Dataset entries.
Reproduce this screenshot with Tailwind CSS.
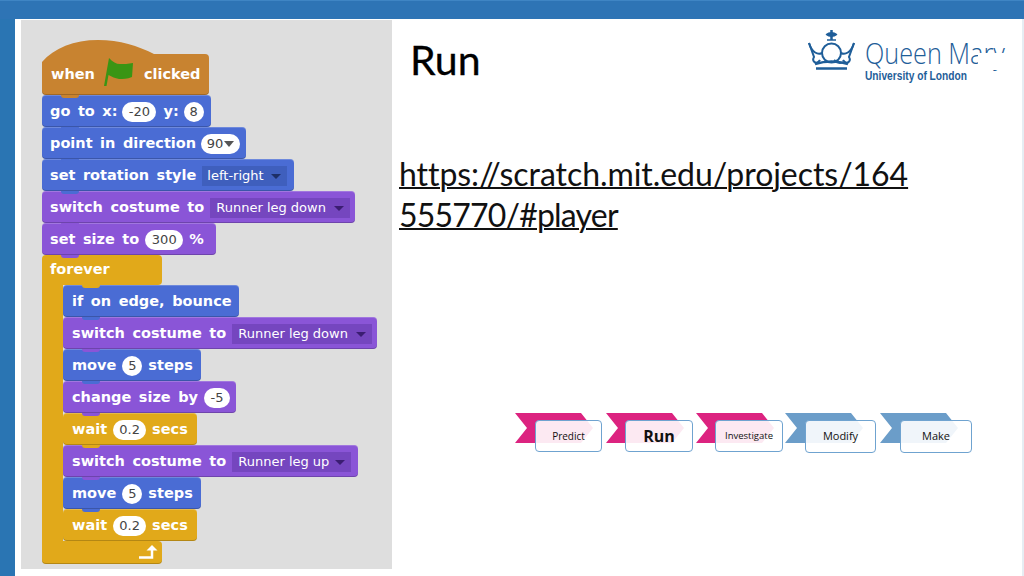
---
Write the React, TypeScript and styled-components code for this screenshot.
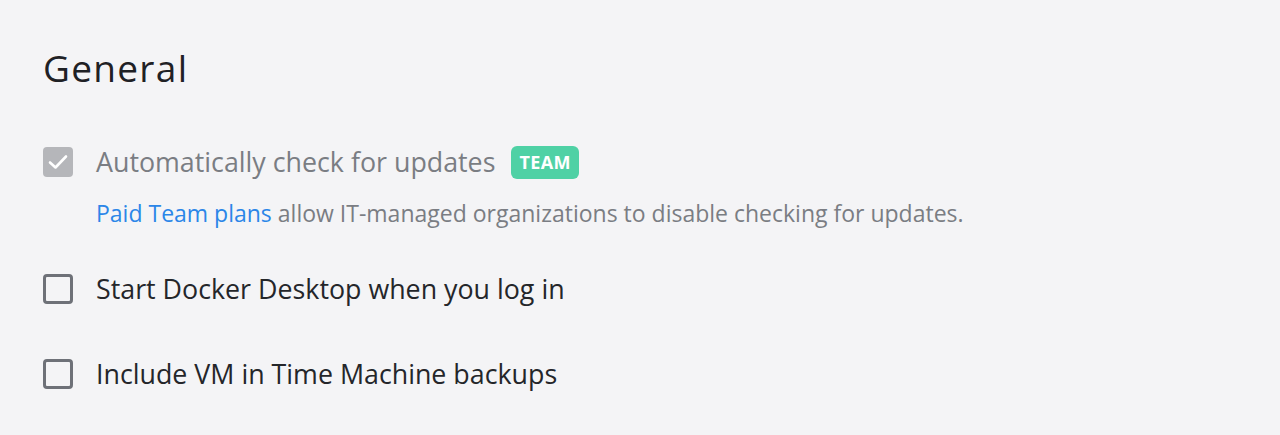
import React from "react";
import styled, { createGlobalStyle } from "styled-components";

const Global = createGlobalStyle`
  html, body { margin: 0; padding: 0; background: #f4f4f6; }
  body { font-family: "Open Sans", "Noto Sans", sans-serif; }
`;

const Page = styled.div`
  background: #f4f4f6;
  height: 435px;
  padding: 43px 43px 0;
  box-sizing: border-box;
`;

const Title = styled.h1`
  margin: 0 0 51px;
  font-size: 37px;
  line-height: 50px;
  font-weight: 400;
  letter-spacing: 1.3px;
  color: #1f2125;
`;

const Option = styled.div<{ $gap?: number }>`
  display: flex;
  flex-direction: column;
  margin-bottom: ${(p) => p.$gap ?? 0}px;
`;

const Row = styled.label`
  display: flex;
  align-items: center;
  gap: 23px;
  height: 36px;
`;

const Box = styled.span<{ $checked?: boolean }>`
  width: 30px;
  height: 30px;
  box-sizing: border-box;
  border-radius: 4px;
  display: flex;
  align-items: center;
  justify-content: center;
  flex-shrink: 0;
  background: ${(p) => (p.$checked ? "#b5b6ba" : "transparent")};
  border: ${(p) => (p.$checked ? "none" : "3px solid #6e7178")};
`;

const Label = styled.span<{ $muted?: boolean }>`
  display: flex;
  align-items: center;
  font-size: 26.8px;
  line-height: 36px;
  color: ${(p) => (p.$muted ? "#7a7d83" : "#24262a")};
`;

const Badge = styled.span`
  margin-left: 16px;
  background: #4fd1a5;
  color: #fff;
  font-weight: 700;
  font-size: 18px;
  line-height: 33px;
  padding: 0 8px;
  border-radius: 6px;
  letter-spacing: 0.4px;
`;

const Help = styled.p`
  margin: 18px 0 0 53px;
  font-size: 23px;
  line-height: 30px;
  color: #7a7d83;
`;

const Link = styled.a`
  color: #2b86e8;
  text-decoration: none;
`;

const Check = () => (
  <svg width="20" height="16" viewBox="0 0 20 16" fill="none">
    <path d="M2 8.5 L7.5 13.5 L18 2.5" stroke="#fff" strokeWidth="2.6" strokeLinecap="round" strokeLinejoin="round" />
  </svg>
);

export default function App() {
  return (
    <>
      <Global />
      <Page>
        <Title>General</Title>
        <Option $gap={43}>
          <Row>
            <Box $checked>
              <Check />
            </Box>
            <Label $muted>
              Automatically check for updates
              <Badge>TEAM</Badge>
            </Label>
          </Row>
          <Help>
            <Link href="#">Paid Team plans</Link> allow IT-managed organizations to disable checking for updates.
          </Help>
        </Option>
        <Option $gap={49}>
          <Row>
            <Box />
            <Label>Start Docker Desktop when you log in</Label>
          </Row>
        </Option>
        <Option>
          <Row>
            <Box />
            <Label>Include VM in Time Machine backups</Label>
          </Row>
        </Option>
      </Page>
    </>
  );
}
* * *
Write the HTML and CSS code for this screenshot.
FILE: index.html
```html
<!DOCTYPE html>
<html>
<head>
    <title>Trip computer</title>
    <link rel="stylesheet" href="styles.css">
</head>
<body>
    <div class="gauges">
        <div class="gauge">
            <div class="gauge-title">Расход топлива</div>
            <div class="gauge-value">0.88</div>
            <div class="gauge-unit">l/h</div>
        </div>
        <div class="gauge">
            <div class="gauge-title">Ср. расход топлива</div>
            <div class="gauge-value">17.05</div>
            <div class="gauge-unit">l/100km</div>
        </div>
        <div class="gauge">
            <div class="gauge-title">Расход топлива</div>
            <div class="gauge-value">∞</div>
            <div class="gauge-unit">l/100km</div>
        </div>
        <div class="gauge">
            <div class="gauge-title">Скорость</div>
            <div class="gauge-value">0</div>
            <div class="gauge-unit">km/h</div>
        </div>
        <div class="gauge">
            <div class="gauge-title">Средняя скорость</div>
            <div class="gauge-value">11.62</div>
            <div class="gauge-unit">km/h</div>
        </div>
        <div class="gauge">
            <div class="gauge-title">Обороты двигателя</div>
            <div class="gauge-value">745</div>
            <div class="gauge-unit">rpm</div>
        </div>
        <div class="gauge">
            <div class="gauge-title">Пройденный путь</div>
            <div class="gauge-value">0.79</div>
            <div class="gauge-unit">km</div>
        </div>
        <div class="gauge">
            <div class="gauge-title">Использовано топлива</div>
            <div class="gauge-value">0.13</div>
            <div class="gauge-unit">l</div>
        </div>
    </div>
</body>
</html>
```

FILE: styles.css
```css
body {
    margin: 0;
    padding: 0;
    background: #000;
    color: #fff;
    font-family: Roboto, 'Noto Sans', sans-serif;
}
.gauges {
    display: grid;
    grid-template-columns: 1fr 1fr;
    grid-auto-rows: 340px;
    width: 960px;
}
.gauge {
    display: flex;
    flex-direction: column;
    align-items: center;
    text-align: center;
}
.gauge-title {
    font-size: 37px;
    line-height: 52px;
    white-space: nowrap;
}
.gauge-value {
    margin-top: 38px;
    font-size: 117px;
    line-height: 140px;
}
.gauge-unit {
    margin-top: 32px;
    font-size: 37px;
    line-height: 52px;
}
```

Set problem. From the listing above, return each line with the word "Write".

Response to this task.
Write the React, TypeScript and styled-components code for this screenshot.
Write the HTML and CSS code for this screenshot.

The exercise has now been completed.